Sens. Susan Collins and Mitt Romney announced Monday they would oppose Tanden, President and CEO of the liberal think tank, Center for American Progress. “Her past actions have demonstrated exactly the kind of animosity that President Biden has pledged to transcend,” Collins said, referring to Tanden’s history of throwing elbows on Twitter, including at Collins.

A Romney spokeswoman said, “He believes it’s hard to return to comity and respect with a nominee who has issued a thousand mean tweets.”

Cue Claude Rains.

A return to comity and respect might also include Collins and Romney showing a little toward the picks of the president who kicked their candidate’s butt by 7 million votes. Then again, one has low expectations for Republicans.

But Sen. Joe Manchin, Democrat of West Virginia, announced on Friday his opposition to Tanden as well:

“I believe her overtly partisan statements will have a toxic and detrimental impact on the important working relationship between members of Congress and the next director of the Office of Management and Budget,” Manchin said in a statement.

Looking forward not backward is a weathervaney sort of stance in Washington, D.C. Manchin’s pearl-clutching puts him in a position to sink Tanden’s nomination.

From the Washington Post Editorial Board:

Yes, Ms. Tanden has been undiplomatic. But the case against her confirmation is weak — especially when you compare her with many of the people Republican senators have endorsed in the past.

Republican opposition to Ms. Tanden because of her sometimes-tough tweeting reflects some mind-boggling hypocrisy. Republicans spent four years playing down and forgiving President Donald Trump’s disgusting tweets. Not a single Republican voted against confirming Richard Grenell, Mr.

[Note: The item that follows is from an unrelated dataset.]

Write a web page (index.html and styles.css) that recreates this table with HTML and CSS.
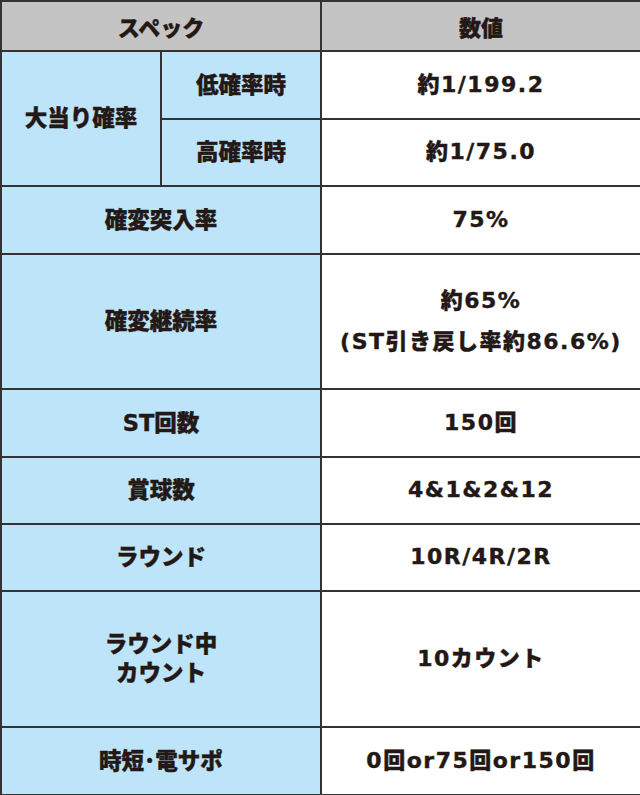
FILE: index.html
```html
<!DOCTYPE html>
<html lang="ja">
<head>
<meta charset="utf-8">
<title>スペック</title>
<link rel="stylesheet" href="styles.css">
</head>
<body>
<table class="spec">
  <colgroup>
    <col class="c1"><col class="c2"><col class="c3">
  </colgroup>
  <tr class="h50">
    <th class="head" colspan="2">スペック</th>
    <th class="head">数値</th>
  </tr>
  <tr class="h68">
    <td class="label" rowspan="2">大当り確率</td>
    <td class="label">低確率時</td>
    <td class="value">約1/199.2</td>
  </tr>
  <tr class="h67">
    <td class="label">高確率時</td>
    <td class="value">約1/75.0</td>
  </tr>
  <tr class="h68">
    <td class="label" colspan="2">確変突入率</td>
    <td class="value">75%</td>
  </tr>
  <tr class="h135">
    <td class="label" colspan="2">確変継続率</td>
    <td class="value"><span class="line">約65%</span><span class="line line2">(ST引き戻し率約86.6%)</span></td>
  </tr>
  <tr class="h68">
    <td class="label" colspan="2">ST回数</td>
    <td class="value">150回</td>
  </tr>
  <tr class="h67">
    <td class="label" colspan="2">賞球数</td>
    <td class="value">4&amp;1&amp;2&amp;12</td>
  </tr>
  <tr class="h67">
    <td class="label" colspan="2">ラウンド</td>
    <td class="value">10R/4R/2R</td>
  </tr>
  <tr class="h136">
    <td class="label two" colspan="2"><span class="line">ラウンド中</span><span class="line">カウント</span></td>
    <td class="value">10カウント</td>
  </tr>
  <tr class="h68">
    <td class="label" colspan="2">時短･電サポ</td>
    <td class="value">0回or75回or150回</td>
  </tr>
</table>
</body>
</html>
```
FILE: styles.css
```css
html, body {
  margin: 0;
  padding: 0;
  background: #ffffff;
}

.spec {
  border-collapse: collapse;
  table-layout: fixed;
  width: 640px;
  color: #231815;
  font-family: "DejaVu Sans", "Noto Sans CJK JP", sans-serif;
  font-weight: 900;
  font-size: 22px;
  -webkit-text-stroke: 0.4px #231815;
}

.c1 { width: 160px; }
.c2 { width: 160px; }
.c3 { width: 320px; }

.spec th,
.spec td {
  border: 2px solid #333333;
  padding: 0;
  text-align: center;
  vertical-align: middle;
  line-height: 1.2;
}

.head {
  background: #c4c4c4;
  font-weight: 900;
  font-family: "Noto Sans CJK JP", sans-serif;
}

.label {
  background: #bde4f8;
  font-size: 22.5px;
}

.value {
  background: #ffffff;
  letter-spacing: 1.5px;
}

.line {
  display: block;
}

.value .line2 {
  margin-top: 14px;
}

.two {
  padding-bottom: 6px;
}

.two .line {
  line-height: 29px;
}

.h50 { height: 50px; }
.h67 { height: 67px; }
.h68 { height: 68px; }
.h135 { height: 135px; }
.h136 { height: 136px; }
```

Trump’s ambassador to Germany, despite his history of Twitter trolling — including nasty comments about the appearances of female journalists and world leaders — which was far worse than Ms. Tanden’s tweets. Mr. Manchin voted to confirm Mr. Grenell, too.

Ms. Tanden is tapped to lead Mr. Biden’s budget office, where it is important for the president to have an appointee who reflects his views. Is it unacceptable for the OMB director to be strongly partisan? Republicans didn’t think so when they jammed through Mick Mulvaney, a co-founder of the hard-right House Freedom Caucus, to be Mr. Trump’s first OMB chair, despite Mr. Mulvaney’s destructive opposition to raising the national debt limit and avoiding government shutdowns during Barack Obama’s presidency. When Mr. Mulvaney became Mr. Trump’s chief of staff, Republicans approved conservative ideologue Russell Vought to direct the Trump administration’s budget office. Ms. Tanden, by contrast, has deployed her sharp elbows to battle the Democrats’ left wing as well as Republicans on her right.

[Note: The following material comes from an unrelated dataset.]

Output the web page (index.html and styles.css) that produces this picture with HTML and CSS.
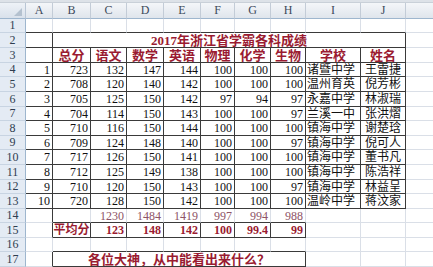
FILE: index.html
```html
<!DOCTYPE html>
<html lang="zh">
<head>
<meta charset="utf-8">
<title>2017年浙江省学霸各科成绩</title>
<link rel="stylesheet" href="styles.css">
</head>
<body>
<div class="window">
  <div class="topbar"></div>
  <div class="sheet">
    <!-- column headers -->
    <div class="corner"></div>
    <div class="ch">A</div><div class="ch">B</div><div class="ch">C</div><div class="ch">D</div><div class="ch">E</div><div class="ch">F</div><div class="ch">G</div><div class="ch">H</div><div class="ch">I</div><div class="ch">J</div><div class="ch"></div>

    <!-- row 1 -->
    <div class="rh">1</div>
    <div class="c db"></div><div class="c db"></div><div class="c db"></div><div class="c db"></div><div class="c db"></div><div class="c db"></div><div class="c db"></div><div class="c db"></div><div class="c db"></div><div class="c db"></div><div class="c"></div>

    <!-- row 2 -->
    <div class="rh">2</div>
    <div class="c dr db"></div>
    <div class="c dr db hd title span9">2017年浙江省学霸各科成绩</div>
    <div class="c"></div>

    <!-- row 3 -->
    <div class="rh">3</div>
    <div class="c dr db"></div>
    <div class="c dr db hd">总分</div><div class="c dr db hd">语文</div><div class="c dr db hd">数学</div><div class="c dr db hd">英语</div><div class="c dr db hd">物理</div><div class="c dr db hd">化学</div><div class="c dr db hd">生物</div><div class="c dr db hd">学校</div><div class="c dr db hd">姓名</div>
    <div class="c"></div>

    <!-- row 4 -->
    <div class="rh">4</div>
    <div class="c dr db n">1</div><div class="c dr db n">723</div><div class="c dr db n">132</div><div class="c dr db n">147</div><div class="c dr db n">144</div><div class="c dr db n">100</div><div class="c dr db n">100</div><div class="c dr db n">100</div><div class="c dr db s">诸暨中学</div><div class="c dr db m">王雷捷</div>
    <div class="c"></div>

    <!-- row 5 -->
    <div class="rh">5</div>
    <div class="c dr db n">2</div><div class="c dr db n">708</div><div class="c dr db n">120</div><div class="c dr db n">140</div><div class="c dr db n">142</div><div class="c dr db n">100</div><div class="c dr db n">100</div><div class="c dr db n">100</div><div class="c dr db s">温州育英</div><div class="c dr db m">倪芳彬</div>
    <div class="c"></div>

    <!-- row 6 -->
    <div class="rh">6</div>
    <div class="c dr db n">3</div><div class="c dr db n">705</div><div class="c dr db n">125</div><div class="c dr db n">150</div><div class="c dr db n">142</div><div class="c dr db n">97</div><div class="c dr db n">94</div><div class="c dr db n">97</div><div class="c dr db s">永嘉中学</div><div class="c dr db m">林淑瑞</div>
    <div class="c"></div>

    <!-- row 7 -->
    <div class="rh">7</div>
    <div class="c dr db n">4</div><div class="c dr db n">704</div><div class="c dr db n">114</div><div class="c dr db n">150</div><div class="c dr db n">143</div><div class="c dr db n">100</div><div class="c dr db n">100</div><div class="c dr db n">97</div><div class="c dr db s">兰溪一中</div><div class="c dr db m">张洪熠</div>
    <div class="c"></div>

    <!-- row 8 -->
    <div class="rh">8</div>
    <div class="c dr db n">5</div><div class="c dr db n">710</div><div class="c dr db n">116</div><div class="c dr db n">150</div><div class="c dr db n">144</div><div class="c dr db n">100</div><div class="c dr db n">100</div><div class="c dr db n">100</div><div class="c dr db s">镇海中学</div><div class="c dr db m">谢楚琀</div>
    <div class="c"></div>

    <!-- row 9 -->
    <div class="rh">9</div>
    <div class="c dr db n">6</div><div class="c dr db n">709</div><div class="c dr db n">124</div><div class="c dr db n">148</div><div class="c dr db n">140</div><div class="c dr db n">100</div><div class="c dr db n">100</div><div class="c dr db n">97</div><div class="c dr db s">镇海中学</div><div class="c dr db m">倪可人</div>
    <div class="c"></div>

    <!-- row 10 -->
    <div class="rh">10</div>
    <div class="c dr db n">7</div><div class="c dr db n">717</div><div class="c dr db n">126</div><div class="c dr db n">150</div><div class="c dr db n">141</div><div class="c dr db n">100</div><div class="c dr db n">100</div><div class="c dr db n">100</div><div class="c dr db s">镇海中学</div><div class="c dr db m">董书凡</div>
    <div class="c"></div>

    <!-- row 11 -->
    <div class="rh">11</div>
    <div class="c dr db n">8</div><div class="c dr db n">712</div><div class="c dr db n">125</div><div class="c dr db n">149</div><div class="c dr db n">138</div><div class="c dr db n">100</div><div class="c dr db n">100</div><div class="c dr db n">100</div><div class="c dr db s">镇海中学</div><div class="c dr db m">陈浩祥</div>
    <div class="c"></div>

    <!-- row 12 -->
    <div class="rh">12</div>
    <div class="c dr db n">9</div><div class="c dr db n">710</div><div class="c dr db n">120</div><div class="c dr db n">150</div><div class="c dr db n">143</div><div class="c dr db n">100</div><div class="c dr db n">100</div><div class="c dr db n">97</div><div class="c dr db s">镇海中学</div><div class="c dr db m">林益呈</div>
    <div class="c"></div>

    <!-- row 13 -->
    <div class="rh">13</div>
    <div class="c dr db n">10</div><div class="c dr db n">720</div><div class="c dr db n">128</div><div class="c dr db n">150</div><div class="c dr db n">142</div><div class="c dr db n">100</div><div class="c dr db n">100</div><div class="c dr db n">100</div><div class="c dr db s">温岭中学</div><div class="c dr db m">蒋汶家</div>
    <div class="c"></div>

    <!-- row 14 -->
    <div class="rh">14</div>
    <div class="c dr"></div>
    <div class="c db"></div><div class="c db n sum">1230</div><div class="c db n sum">1484</div><div class="c db n sum">1419</div><div class="c db n sum">997</div><div class="c db n sum">994</div><div class="c db n sum">988</div>
    <div class="c"></div><div class="c"></div><div class="c"></div>

    <!-- row 15 -->
    <div class="rh">15</div>
    <div class="c dr"></div>
    <div class="c dr db hd avg-label">平均分</div><div class="c dr db n avg">123</div><div class="c dr db n avg">148</div><div class="c dr db n avg">142</div><div class="c dr db n avg">100</div><div class="c dr db n avg">99.4</div><div class="c dr db n avg">99</div>
    <div class="c"></div><div class="c"></div><div class="c"></div>

    <!-- row 16 -->
    <div class="rh">16</div>
    <div class="c"></div>
    <div class="c db"></div><div class="c db"></div><div class="c db"></div><div class="c db"></div><div class="c db"></div><div class="c db"></div><div class="c db"></div>
    <div class="c"></div><div class="c"></div><div class="c"></div>

    <!-- row 17 -->
    <div class="rh">17</div>
    <div class="c dr"></div>
    <div class="c dr db hd note span7">各位大神，从中能看出来什么？</div>
    <div class="c"></div><div class="c"></div><div class="c"></div>
  </div>
</div>
</body>
</html>
```

FILE: styles.css
```css
* { box-sizing: border-box; }

html, body {
  margin: 0;
  padding: 0;
  background: #ffffff;
  overflow: hidden;
}

.window {
  width: 433px;
  height: 267px;
  overflow: hidden;
}

.topbar {
  height: 3px;
  background: #dde2e8;
  border-bottom: 1px solid #c9d0d8;
}

.sheet {
  display: grid;
  grid-template-columns: 26px 27px 38px 36px 37px 37px 34px 36px 35px 55px 45px 60px;
  grid-template-rows: 16px 14px 15px 15px 14px 15px 15px 14px 15px 14px 15px 15px 14px 15px 14px 15px 14px 15px;
  width: 493px;
  font-family: "Liberation Serif", "Noto Sans CJK SC", serif;
  font-size: 12px;
  color: #111111;
}

.corner {
  position: relative;
  background: linear-gradient(#eef2f7, #d9e1eb);
  border-right: 1px solid #b9c6d5;
  border-bottom: 1px solid #9eb6ce;
}

.corner::after {
  content: "";
  position: absolute;
  right: 3px;
  bottom: 2px;
  width: 0;
  height: 0;
  border-left: 8px solid transparent;
  border-bottom: 8px solid #b4c1cf;
}

.ch {
  display: flex;
  align-items: center;
  justify-content: center;
  background: linear-gradient(#f4f6f9, #dfe5ec);
  border-right: 1px solid #c3ccd7;
  border-bottom: 1px solid #9eb6ce;
  color: #3d4a5b;
  font-size: 12px;
}

.rh {
  display: flex;
  align-items: center;
  justify-content: center;
  background: #e4ebf4;
  border-right: 1px solid #9eb6ce;
  border-bottom: 1px solid #c8d4e2;
  color: #2f3d50;
  font-size: 12px;
}

.c {
  display: flex;
  align-items: center;
  justify-content: flex-start;
  border-right: 1px solid #dadfe7;
  border-bottom: 1px solid #dadfe7;
  padding: 0 2px;
  white-space: nowrap;
  overflow: hidden;
  line-height: 1;
}

.dr { border-right-color: #3a3a3a; }
.db { border-bottom-color: #3a3a3a; }

.n { justify-content: flex-end; padding-right: 2px; }

.s { justify-content: flex-start; padding-left: 1px; }

.m { justify-content: center; }

.hd {
  justify-content: center;
  color: #9a1b31;
  font-weight: bold;
  font-size: 13px;
}

.title { font-size: 13px; }

.span9 { grid-column: span 9; }
.span7 { grid-column: span 7; }

.sum { color: #8e5466; }

.avg {
  color: #9a1b31;
  font-weight: bold;
  font-size: 12px;
}

.avg-label {
  font-size: 12px;
  padding: 0;
}

.note { font-size: 13px; }
```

Manchin drew plenty of criticism for last week’s statements, both for showing off his double standard and for wielding it against the first South Asian women nominated to run the OMB.

Tanden may not be an uber-progressive’s progressive, but she has the chops to do the job, Biden wants her, and she has the support of the rest of the Senate Democratic caucus.

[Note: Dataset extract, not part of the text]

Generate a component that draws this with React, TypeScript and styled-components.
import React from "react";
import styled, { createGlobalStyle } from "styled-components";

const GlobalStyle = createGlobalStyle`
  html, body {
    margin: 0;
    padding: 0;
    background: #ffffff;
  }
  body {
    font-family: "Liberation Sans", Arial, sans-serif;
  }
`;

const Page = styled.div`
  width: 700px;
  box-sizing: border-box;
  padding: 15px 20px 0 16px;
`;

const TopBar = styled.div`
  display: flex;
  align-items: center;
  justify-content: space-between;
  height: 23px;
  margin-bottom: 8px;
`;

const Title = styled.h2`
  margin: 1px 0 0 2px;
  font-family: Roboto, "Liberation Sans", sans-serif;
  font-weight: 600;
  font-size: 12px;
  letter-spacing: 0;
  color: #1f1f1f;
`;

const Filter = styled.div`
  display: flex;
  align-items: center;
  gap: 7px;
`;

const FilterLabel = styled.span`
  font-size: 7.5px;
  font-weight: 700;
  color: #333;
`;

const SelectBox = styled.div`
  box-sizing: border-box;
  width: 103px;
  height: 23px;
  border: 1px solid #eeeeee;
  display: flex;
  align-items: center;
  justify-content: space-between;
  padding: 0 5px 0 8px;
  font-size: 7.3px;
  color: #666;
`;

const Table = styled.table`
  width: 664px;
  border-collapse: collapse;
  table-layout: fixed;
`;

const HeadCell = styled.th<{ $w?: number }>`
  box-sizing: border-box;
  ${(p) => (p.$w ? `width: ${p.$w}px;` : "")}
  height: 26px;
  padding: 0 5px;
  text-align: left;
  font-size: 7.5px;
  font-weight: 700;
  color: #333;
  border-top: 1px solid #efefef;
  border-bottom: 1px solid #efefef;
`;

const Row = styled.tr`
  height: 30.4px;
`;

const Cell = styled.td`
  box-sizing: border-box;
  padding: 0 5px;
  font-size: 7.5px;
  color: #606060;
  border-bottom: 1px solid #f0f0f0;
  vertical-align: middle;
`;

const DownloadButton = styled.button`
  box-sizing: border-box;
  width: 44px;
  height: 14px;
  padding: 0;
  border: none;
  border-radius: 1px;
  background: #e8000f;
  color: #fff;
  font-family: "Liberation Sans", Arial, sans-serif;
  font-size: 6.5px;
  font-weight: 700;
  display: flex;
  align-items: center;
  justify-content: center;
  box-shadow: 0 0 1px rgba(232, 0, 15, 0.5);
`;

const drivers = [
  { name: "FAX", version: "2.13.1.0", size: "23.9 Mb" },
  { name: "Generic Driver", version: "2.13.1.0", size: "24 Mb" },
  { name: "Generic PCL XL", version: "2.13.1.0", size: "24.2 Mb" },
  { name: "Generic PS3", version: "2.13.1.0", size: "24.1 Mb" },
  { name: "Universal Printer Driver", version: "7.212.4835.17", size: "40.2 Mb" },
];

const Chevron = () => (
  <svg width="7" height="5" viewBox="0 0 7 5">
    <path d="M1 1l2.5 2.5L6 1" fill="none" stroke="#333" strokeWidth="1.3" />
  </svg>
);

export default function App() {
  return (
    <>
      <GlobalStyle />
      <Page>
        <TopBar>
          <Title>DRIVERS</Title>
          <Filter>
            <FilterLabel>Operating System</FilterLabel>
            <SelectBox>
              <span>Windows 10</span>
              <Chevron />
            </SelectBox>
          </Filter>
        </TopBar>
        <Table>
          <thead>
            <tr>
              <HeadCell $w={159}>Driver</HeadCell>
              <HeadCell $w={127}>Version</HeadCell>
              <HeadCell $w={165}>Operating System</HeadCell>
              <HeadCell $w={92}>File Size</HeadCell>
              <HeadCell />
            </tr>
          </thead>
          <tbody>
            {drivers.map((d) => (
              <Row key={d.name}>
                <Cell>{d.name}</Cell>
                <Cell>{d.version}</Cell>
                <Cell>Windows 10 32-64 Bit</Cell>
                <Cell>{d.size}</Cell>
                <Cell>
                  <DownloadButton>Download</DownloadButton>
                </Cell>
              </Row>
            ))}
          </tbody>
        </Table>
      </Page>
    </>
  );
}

But in a 50-50 Senate, Manchin is flexing his new muscle. He is in a position now to be kingmaker along with moderate Sens. Kyrsten Sinema of Arizona and Jon Tester of Montana. Manchin, 73, is rumored to be uninterested in running again in 2024. He owns his state’s political establishment. He will not bend to pressure from inside or outside West Virginia, and is quick to let people know it:

A few weeks back, Manchin created a stir when he publicly criticized Vice President Kamala Harris for doing a TV interview with a local West Virginia station that was seen as an effort to pressure him to support the COVID-19 bill. He received a call from the White House shortly after his complaint to try to smooth things over.

With Manchin opposed to Tanden, Biden will have to coax at least one Senate Republican to support her to win Senate confirmation. Manchin is bucking to challenge Joe Lieberman’s legacy.